Beaver Creek Bridge

July 11, 2001

My current construction project is a bridge over the beaver creek. These were troubled waters in the spring, when there was flooding, making visits to the treehouse nearly impossible. I tried once, overly confident that I could traipse down a muddy bank and over the overflowing beaver dam. I immediately slipped on the mud of the sloping bank and would have proceeded to slide feet first down the bank and into the muddy creek water, but just in time I grabbed onto a tree and suffered only a slight loss in dignity and muddy shoes. 

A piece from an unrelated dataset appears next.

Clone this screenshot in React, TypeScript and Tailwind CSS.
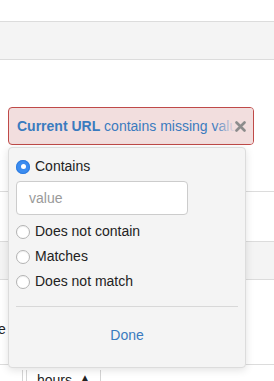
import React from "react";

const font = { fontFamily: '"Liberation Sans", Arial, sans-serif' };

function Radio({ checked }: { checked?: boolean }) {
  return checked ? (
    <span className="flex h-[14px] w-[14px] items-center justify-center rounded-full bg-[#3b8cf0] shadow-[inset_0_0_0_1px_#2f7de0]">
      <span className="h-[5px] w-[5px] rounded-full bg-white" />
    </span>
  ) : (
    <span className="h-[14px] w-[14px] rounded-full border border-[#b3b3b3] bg-white shadow-[inset_0_1px_1px_rgba(0,0,0,0.06)]" />
  );
}

function Option({ label, checked }: { label: string; checked?: boolean }) {
  return (
    <label className="flex h-[25px] items-center gap-[5px] text-[14px] text-[#222]">
      <Radio checked={checked} />
      <span>{label}</span>
    </label>
  );
}

export default function App() {
  return (
    <div className="relative h-[381px] w-[274px] overflow-hidden bg-white" style={font}>
      {/* page behind */}
      <div className="h-[21px]" />
      <div className="h-[39px] border-y border-[#dcdcdc] bg-[#f4f4f4]" />
      <div className="h-[47px]" />

      <div className="px-2">
        <div className="relative flex h-[38px] w-[246px] items-center overflow-hidden rounded-[4px] border border-[#bf4a48] bg-[#f2dede] pl-2">
          <span className="whitespace-nowrap text-[14px] text-[#3a7bbf]">
            <b>Current URL</b> contains missing value
          </span>
          <span className="absolute right-[17px] top-0 h-full w-[22px] bg-gradient-to-r from-[#f2dede00] to-[#f2dede]" />
          <span className="absolute right-0 top-0 flex h-full w-[17px] items-center bg-[#f2dede]">
            <svg width="11" height="11" viewBox="0 0 11 11" className="-ml-[1px]">
              <path d="M1.5 1.5 L9.5 9.5 M9.5 1.5 L1.5 9.5" stroke="#8c8c8c" strokeWidth="2.6" strokeLinecap="round" />
            </svg>
          </span>
        </div>
      </div>

      <div className="h-[47px] border-b border-[#dcdcdc]" />
      <div className="h-[50px] border-b border-[#dcdcdc]" />
      <div className="h-[38px] border-b border-[#dcdcdc] bg-[#f4f4f4]" />
      <div className="flex h-[85px] items-center border-b border-[#dcdcdc] pt-[14px]">
        <span className="-ml-[2px] text-[14px] text-[#222]">e</span>
      </div>
      <div className="flex h-[20px] pl-[22px] pt-[5px]">
        <div className="h-[20px] w-[5px] border-x border-[#d4d4d4]" />
        <div className="flex h-[20px] w-[74px] items-start justify-between border-r border-[#d4d4d4] px-[10px] pt-[3px] text-[14px] leading-none text-[#222]">
          <span>hours</span>
          <span className="text-[10px]">▲</span>
        </div>
      </div>

      {/* popover */}
      <div className="absolute left-[8px] top-[147px] flex h-[221px] w-[238px] flex-col rounded-[4px] border border-[#dcdcdc] bg-[#f4f4f4] px-[7px] pt-[6px] shadow-[0_2px_8px_rgba(0,0,0,0.12)]">
        <Option label="Contains" checked />
        <div className="mb-[4px] mt-[2px] flex h-[34px] w-[172px] items-center rounded-[4px] border border-[#cccccc] bg-white pl-[12px] text-[14px] text-[#9a9a9a]">
          value
        </div>
        <Option label="Does not contain" />
        <Option label="Matches" />
        <Option label="Does not match" />
        <div className="mt-[12px] border-t border-[#d8d8d8]" />
        <button className="mt-[18px] self-center text-[14px] text-[#3a7bbf]">Done</button>
      </div>
    </div>
  );
}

I convinced Jerry that a bridge would solve this problem, and we proceeded to select two suitable standing trees for the log base of the bridge.  The first was a standing but dead cedar.  Jerry felled it with a chain saw, and dragged it out of the swamp with a chain and the four wheeler.   

 It was a good-sized log--30 feet long, and about 8 to 10 inches in diameter.  In the same way, using the four wheeler, it was dragged down the trail, and taking the fork in the trail to the right, which reaches the creek upstream from the beaver dam, Jerry was able to drag it down the last stretch, a precipitous slope to the creek, and across to the other bank.    

This sounds easier than it really was, because not only was it hard work, but it was hot and humid, and we were in mosquito headnets and long sleeves and surrounded by hordes of vicious blood sucking flying insects. Even if one isn't sucking your blood, having her and a couple dozen close relatives hum angrily very close to your ear is unpleasant. Some found it possible to bite right through the clothing, and others discovered that it is possible to find bare skin by flying low at the ankles, then up the interior pants legs.  

The second tree was a live pine, but it had been toppled in a wind storm and rested at a 40 degree angle with its top nestled among other upright trees.  Jerry felled this one with the chain saw, but that's where events stopped proceeding according to plan. This tree, being living, and a pine, was much heavier than the cedar, and attempts to haul it out with the four wheeler resulted primarily in spinning wheels in the muddy trail.    

Jerry finally traded the four wheeler for the four wheel drive Ford pickup truck, and dragged the pine log into the yard and close to the trail to the creek.  There it sat for a week or so while we contemplated.  It was clear that the trail is too narrow to use the truck. I devised a wheeled rig for one end of the log.  The rig consists of two wheels mounted on a short piece of 2 x 4 treated lumber. Two long one inch thick tree limbs were nailed and lashed to the 2 x 4, making a triangle. At the apex, the limbs could be lashed above the log to hold the contraption in place.  

Jerry decided that if he could lash the front end of the log to the four wheeler hitch closely enough, the forward movement of the vehicle would raise the log at the same time that it was dragged forward.  To our amazement, it worked!  A few minor adjustments were necessary, but five minutes later, the log had been hauled uneventfully to the end of the trail.   

 We still had to get it down the creek bank and pulled across so that one end rested on the other side.  This was accomplished tediously with the use of a chain and a comealong, sweat equity, and Jerry's knowledge of Newtonian physics.  That is to say, the use of leverage.  By tightening the comealong, then pulling on the chain, he got mechanical advantage enough to be able to pull the log forward a few feet at a time.  

We weren't alone, during this effort.  We had the companionship of several dogs, who felt there was nothing more fun than a romp in the creek, followed by a vigorous shake as close to one of us as possible. The mosquitoes showed continued interest in our presence as well.   

Eventually, the second log was in place, parallel and three feet apart from the first.